I stick my hand out to introduce myself. The best I get is a sideways glance and, “Oh, remember when we could wear heels like that?”
My plain black, 3-inch pumps. Oh no, they think you look like a stripper. And it’s clearly not meant as a compliment.
I shift tactics. I compliment Father John on the sermon. We stand eye-to-eye. My winning grin, his blank stare. I wonder if the Buddha would care. We move on.
The cognitive dissonance follows me for many Sunday mornings. Why on earth do I, a perfectly self-posessed woman, keep subjecting myself to not quite fitting in? Trying to find God, sure. I’ve heard good things about him.
But I’m a feminist… I think. I’m a New England girl. I take up space. I wasn’t raised religious— I grew up believing that, whatever I was, it was the opposite of the Good Christian Girl. God was just another one of the men that the Pussycat Dolls taught me I don’t need. But here I am now, every Sunday morning, fumbling between the Book of Common Prayer and the hymns, watching the other women for my cue to kneel, to sing, to fall silent.
Over the weekends, I adapt. I trade my heels for my white sneakers, I don a soft cardigan, and I finally memorize the Our Father. Confession— this is a costume, not a conversion. Confession— I wear it well. I like the nods of approval better than the squints of confusion.
Confession— feminism was, to me, the consolation prize I accepted as a young, slightly ugly, very neurodivergent little girl. Feminism was all the power I had, compared to the other girls on the playground. If I were messy, loud, smart, shameless, feminist— I didn’t have to be liked. I didn’t need to be chosen by the pretty girls, the girls who got it, the girls looking like the ones in the pews in front of me now. I grew up thinking they didn’t need feminism like I needed feminism. They had the rulebook. They had each other. They had the church. They had God.
I thought I had God, too, but I knew our Gods weren’t the same.

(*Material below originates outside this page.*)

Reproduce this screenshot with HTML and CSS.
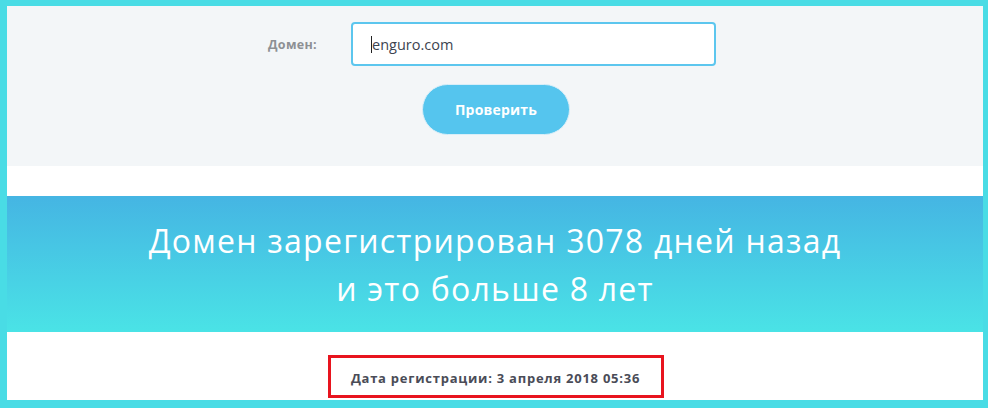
FILE: index.html
```html
<!DOCTYPE html>
<html lang="ru">
<head>
<meta charset="utf-8">
<title>Проверка домена</title>
<link rel="stylesheet" href="styles.css">
</head>
<body>
<div class="frame">
  <section class="search">
    <form class="form-row">
      <label class="label" for="domain">Домен:</label>
      <div class="input"><span class="caret"></span>enguro.com</div>
    </form>
    <div class="actions">
      <button class="btn" type="button">Проверить</button>
    </div>
  </section>
  <div class="spacer"></div>
  <section class="band">
    <h1 class="headline">Домен зарегистрирован 3078 дней назад<br>и это больше 8 лет</h1>
  </section>
  <section class="details">
    <div class="date-box">Дата регистрации: 3 апреля 2018 05:36</div>
  </section>
</div>
</body>
</html>
```
FILE: styles.css
```css
html, body {
  margin: 0;
  padding: 0;
  background: #49dce5;
}
body {
  font-family: "Open Sans", "Noto Sans", sans-serif;
}
.frame {
  box-sizing: border-box;
  width: 988px;
  height: 408px;
  border-style: solid;
  border-color: #49dce5;
  border-width: 6px 5px 8px 7px;
  background: #ffffff;
  display: flex;
  flex-direction: column;
}
.search {
  background: #f3f6f8;
  height: 160px;
  box-sizing: border-box;
  padding-top: 16px;
}
.form-row {
  margin: 0;
  display: flex;
  align-items: center;
  justify-content: center;
  gap: 33px;
  padding-right: 6px;
}
.label {
  width: 50px;
  font-size: 12.5px;
  font-weight: 700;
  letter-spacing: 0.3px;
  color: #8d9094;
  white-space: nowrap;
}
.input {
  box-sizing: border-box;
  width: 365px;
  height: 44px;
  border: 2px solid #5cc6ee;
  border-radius: 4px;
  background: #ffffff;
  display: flex;
  align-items: center;
  padding-left: 18px;
  font-size: 14.5px;
  color: #3d4450;
}
.caret {
  display: inline-block;
  width: 1px;
  height: 17px;
  background: #222;
}
.actions {
  display: flex;
  justify-content: center;
  margin-top: 18px;
  padding-left: 2px;
}
.btn {
  width: 148px;
  height: 51px;
  border: 1px solid #d8eef8;
  border-radius: 26px;
  background: #55c5ee;
  color: #ffffff;
  font-family: "Open Sans", "Noto Sans", sans-serif;
  font-size: 14px;
  font-weight: 700;
  letter-spacing: 0.2px;
  cursor: pointer;
}
.spacer {
  height: 30px;
}
.band {
  height: 136px;
  box-sizing: border-box;
  padding-top: 21px;
  background: linear-gradient(to bottom, #45b5e3, #4ae3e6);
}
.headline {
  margin: 0;
  text-align: center;
  color: #ffffff;
  font-weight: 400;
  font-size: 32px;
  line-height: 48px;
  letter-spacing: 1.25px;
}
.details {
  flex: 1;
  display: flex;
  justify-content: center;
  align-items: flex-start;
  padding-top: 23px;
  padding-left: 1px;
}
.date-box {
  box-sizing: border-box;
  width: 336px;
  height: 43px;
  border: 3px solid #e8141e;
  display: flex;
  align-items: center;
  justify-content: center;
  padding-top: 3px;
  font-size: 13px;
  font-weight: 700;
  letter-spacing: 0.75px;
  color: #4a4c57;
}
```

Mine meets me in the light pouring through forest canopies, in the roar of city nightlife. The God in church, the God who is all-loving and all-wrathful, the God who wants me less for my stubbornness and more for my submission… I don’t know how to reconcile with that. Nor the weapon God has been turned into— the justification for making women into pure, modest mothers; for turning away immigrants; for killing trans kids. All in the name of sanctity. This couldn’t possibly be the God I’ve been ditching my heels for.
But the women in these pews don’t come to church to sacrifice their ideals and dignity on the altar. Church, this existentially claustrophobic thing for me, works for them. They find God here in ways I don’t. They find peace. They move into the world with love and service. Hell, they’re probably better feminists than me. I have to actively fight my internalized misogyny about these women who are better at church than I am. Only occasionally do I feel the urge to lead a women-only Christian nature hike and lift the veil, to say don’t you see there’s so much more out there than what the church has taught you? until they all become born-again agnostics and join their local CPUSA chapters.
So, again—why do I keep coming back? To be honest, I’m still trying to figure that out. I come on Sundays; I let myself concede, rebel, fail, and question. In no small part, though, it’s because I still feel for God and for the congregation at coffee hour like I felt for the girls on the playground when I was eight: I would like to love you. I would like to belong in your life. Please let me.
I often wonder whether God thinks the same of me. We can’t quite make heads or tails of each other, it seems.
I ask God daily how I can hold feminism and faith in my hands at once. If he knows, he has yet to say.